-- SUPPLIED INFORMATION --
☆ ☆ ☆ ☆ ☆ ☆ ☆
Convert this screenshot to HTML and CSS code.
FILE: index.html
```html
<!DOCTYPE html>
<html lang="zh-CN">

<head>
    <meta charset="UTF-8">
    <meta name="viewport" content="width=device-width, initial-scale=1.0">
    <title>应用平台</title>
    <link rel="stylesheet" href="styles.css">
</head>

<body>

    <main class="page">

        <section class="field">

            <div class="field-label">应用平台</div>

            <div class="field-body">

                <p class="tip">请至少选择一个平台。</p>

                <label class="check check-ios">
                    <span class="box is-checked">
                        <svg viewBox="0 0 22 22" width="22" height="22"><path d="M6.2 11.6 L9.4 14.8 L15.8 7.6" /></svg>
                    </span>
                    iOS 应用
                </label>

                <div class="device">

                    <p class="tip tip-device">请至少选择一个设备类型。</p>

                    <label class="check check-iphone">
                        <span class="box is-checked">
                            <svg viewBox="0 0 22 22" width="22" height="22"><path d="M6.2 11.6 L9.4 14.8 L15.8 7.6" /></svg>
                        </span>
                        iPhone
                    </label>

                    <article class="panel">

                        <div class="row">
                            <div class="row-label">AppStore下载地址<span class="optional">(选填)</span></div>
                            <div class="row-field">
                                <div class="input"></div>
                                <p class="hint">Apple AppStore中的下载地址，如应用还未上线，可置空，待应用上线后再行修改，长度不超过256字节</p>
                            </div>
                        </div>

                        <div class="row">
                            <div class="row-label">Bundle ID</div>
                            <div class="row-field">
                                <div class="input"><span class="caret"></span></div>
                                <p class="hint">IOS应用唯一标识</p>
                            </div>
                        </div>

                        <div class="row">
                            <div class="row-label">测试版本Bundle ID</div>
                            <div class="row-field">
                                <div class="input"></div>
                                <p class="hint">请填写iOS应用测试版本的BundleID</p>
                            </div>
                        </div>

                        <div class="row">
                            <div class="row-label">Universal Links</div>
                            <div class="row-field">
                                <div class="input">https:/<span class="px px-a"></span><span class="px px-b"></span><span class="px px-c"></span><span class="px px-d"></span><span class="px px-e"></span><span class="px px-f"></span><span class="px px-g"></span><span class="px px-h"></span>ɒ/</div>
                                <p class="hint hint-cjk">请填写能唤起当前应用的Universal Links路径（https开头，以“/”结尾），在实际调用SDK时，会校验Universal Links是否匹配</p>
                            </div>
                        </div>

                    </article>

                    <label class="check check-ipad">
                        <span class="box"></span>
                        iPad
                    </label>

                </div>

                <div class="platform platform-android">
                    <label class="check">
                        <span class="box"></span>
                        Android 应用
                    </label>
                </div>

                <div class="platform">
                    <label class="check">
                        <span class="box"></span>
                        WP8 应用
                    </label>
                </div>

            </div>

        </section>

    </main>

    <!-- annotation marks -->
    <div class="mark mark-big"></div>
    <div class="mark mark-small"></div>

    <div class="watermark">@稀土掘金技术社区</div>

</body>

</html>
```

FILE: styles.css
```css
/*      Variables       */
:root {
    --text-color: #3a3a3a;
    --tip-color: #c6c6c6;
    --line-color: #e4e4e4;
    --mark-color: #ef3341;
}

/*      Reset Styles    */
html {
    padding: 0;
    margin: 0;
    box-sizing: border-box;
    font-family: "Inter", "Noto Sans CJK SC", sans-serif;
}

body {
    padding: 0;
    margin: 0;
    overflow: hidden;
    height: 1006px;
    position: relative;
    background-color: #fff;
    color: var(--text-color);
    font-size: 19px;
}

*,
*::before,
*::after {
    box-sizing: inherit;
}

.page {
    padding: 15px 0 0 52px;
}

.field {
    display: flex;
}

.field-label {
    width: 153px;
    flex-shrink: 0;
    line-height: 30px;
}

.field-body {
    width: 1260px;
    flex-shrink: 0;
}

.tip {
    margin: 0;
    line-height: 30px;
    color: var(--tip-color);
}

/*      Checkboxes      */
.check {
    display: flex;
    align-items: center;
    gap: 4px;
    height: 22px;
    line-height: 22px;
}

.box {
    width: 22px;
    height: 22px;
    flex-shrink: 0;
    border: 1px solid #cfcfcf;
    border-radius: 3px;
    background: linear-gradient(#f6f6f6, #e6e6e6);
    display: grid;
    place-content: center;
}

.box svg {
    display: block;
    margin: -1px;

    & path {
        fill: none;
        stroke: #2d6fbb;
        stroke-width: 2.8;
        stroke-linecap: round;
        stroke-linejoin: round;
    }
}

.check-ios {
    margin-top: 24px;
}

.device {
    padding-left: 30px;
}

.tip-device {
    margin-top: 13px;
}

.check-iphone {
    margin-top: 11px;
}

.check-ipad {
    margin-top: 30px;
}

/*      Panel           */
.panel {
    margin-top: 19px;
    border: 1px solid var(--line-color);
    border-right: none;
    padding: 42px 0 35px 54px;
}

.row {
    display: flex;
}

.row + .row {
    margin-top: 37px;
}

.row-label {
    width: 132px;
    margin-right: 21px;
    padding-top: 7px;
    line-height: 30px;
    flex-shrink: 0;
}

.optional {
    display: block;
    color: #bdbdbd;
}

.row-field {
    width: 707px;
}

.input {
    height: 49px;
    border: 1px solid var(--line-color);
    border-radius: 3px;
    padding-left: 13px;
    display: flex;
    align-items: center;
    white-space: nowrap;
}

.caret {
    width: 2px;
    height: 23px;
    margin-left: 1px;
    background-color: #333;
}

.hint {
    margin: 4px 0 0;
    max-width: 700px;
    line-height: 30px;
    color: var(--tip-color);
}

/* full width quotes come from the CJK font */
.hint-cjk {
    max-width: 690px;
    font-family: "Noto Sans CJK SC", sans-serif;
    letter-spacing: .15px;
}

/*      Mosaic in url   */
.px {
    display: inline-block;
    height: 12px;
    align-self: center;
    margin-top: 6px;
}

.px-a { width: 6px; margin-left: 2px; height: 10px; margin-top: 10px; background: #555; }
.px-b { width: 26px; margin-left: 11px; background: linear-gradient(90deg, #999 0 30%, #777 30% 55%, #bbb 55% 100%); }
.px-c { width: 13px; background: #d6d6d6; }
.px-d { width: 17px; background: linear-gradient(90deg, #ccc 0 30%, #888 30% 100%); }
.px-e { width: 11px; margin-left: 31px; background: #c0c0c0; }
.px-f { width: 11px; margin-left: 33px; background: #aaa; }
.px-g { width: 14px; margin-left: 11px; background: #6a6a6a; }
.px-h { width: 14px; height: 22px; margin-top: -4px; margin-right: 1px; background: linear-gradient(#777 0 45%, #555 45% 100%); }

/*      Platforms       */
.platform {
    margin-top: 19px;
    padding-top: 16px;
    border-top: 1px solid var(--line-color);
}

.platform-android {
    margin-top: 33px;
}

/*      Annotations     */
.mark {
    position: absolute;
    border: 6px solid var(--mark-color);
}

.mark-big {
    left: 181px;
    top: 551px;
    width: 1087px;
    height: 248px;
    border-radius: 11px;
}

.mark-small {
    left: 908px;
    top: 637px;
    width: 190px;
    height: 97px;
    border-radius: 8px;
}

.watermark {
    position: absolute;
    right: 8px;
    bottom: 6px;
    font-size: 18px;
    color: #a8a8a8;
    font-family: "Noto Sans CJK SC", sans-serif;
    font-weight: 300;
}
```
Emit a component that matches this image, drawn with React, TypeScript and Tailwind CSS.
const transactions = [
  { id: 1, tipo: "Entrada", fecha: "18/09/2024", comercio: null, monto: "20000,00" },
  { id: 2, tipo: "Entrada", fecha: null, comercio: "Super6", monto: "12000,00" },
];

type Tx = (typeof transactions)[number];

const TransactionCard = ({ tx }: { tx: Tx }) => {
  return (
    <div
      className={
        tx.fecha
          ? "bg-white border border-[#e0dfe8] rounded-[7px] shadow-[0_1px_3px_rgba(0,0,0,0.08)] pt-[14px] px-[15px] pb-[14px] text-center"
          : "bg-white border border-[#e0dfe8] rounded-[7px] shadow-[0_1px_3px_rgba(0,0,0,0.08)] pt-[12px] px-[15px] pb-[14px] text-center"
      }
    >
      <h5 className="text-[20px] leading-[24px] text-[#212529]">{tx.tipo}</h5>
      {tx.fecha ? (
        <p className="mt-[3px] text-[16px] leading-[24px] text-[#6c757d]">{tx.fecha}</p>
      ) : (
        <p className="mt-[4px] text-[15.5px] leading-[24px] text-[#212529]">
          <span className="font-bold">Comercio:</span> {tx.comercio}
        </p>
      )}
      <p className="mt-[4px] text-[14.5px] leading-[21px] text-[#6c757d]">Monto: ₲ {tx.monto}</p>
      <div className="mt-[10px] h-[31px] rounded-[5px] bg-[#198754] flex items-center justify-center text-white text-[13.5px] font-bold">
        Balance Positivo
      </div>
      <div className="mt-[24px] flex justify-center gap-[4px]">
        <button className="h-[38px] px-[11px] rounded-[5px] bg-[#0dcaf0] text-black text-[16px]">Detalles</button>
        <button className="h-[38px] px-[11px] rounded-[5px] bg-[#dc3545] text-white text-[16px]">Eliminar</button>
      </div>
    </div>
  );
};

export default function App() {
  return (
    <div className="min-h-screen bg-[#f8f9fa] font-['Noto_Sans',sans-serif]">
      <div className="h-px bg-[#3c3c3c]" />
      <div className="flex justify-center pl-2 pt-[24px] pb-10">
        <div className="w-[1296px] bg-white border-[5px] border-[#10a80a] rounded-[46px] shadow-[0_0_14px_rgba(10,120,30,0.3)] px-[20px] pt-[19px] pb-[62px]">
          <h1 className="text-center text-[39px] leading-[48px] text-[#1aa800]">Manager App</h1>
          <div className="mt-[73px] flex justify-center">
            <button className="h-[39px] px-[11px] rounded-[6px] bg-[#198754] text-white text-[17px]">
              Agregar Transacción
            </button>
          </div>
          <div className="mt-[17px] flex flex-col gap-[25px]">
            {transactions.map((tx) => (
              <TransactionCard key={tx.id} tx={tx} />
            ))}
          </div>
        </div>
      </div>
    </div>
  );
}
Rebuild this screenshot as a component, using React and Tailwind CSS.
☆ ☆ ☆ ☆ ☆ ☆ ☆
-- WRITTEN PROBLEM --
Repeat, character for character, the lines of the material above from the line with "Emit a component" through the line with "type Tx = (typeof transactions)[number];".

-- SOLUTION FOR THIS EXERCISE --
Emit a component that matches this image, drawn with React, TypeScript and Tailwind CSS.
const transactions = [
  { id: 1, tipo: "Entrada", fecha: "18/09/2024", comercio: null, monto: "20000,00" },
  { id: 2, tipo: "Entrada", fecha: null, comercio: "Super6", monto: "12000,00" },
];

type Tx = (typeof transactions)[number];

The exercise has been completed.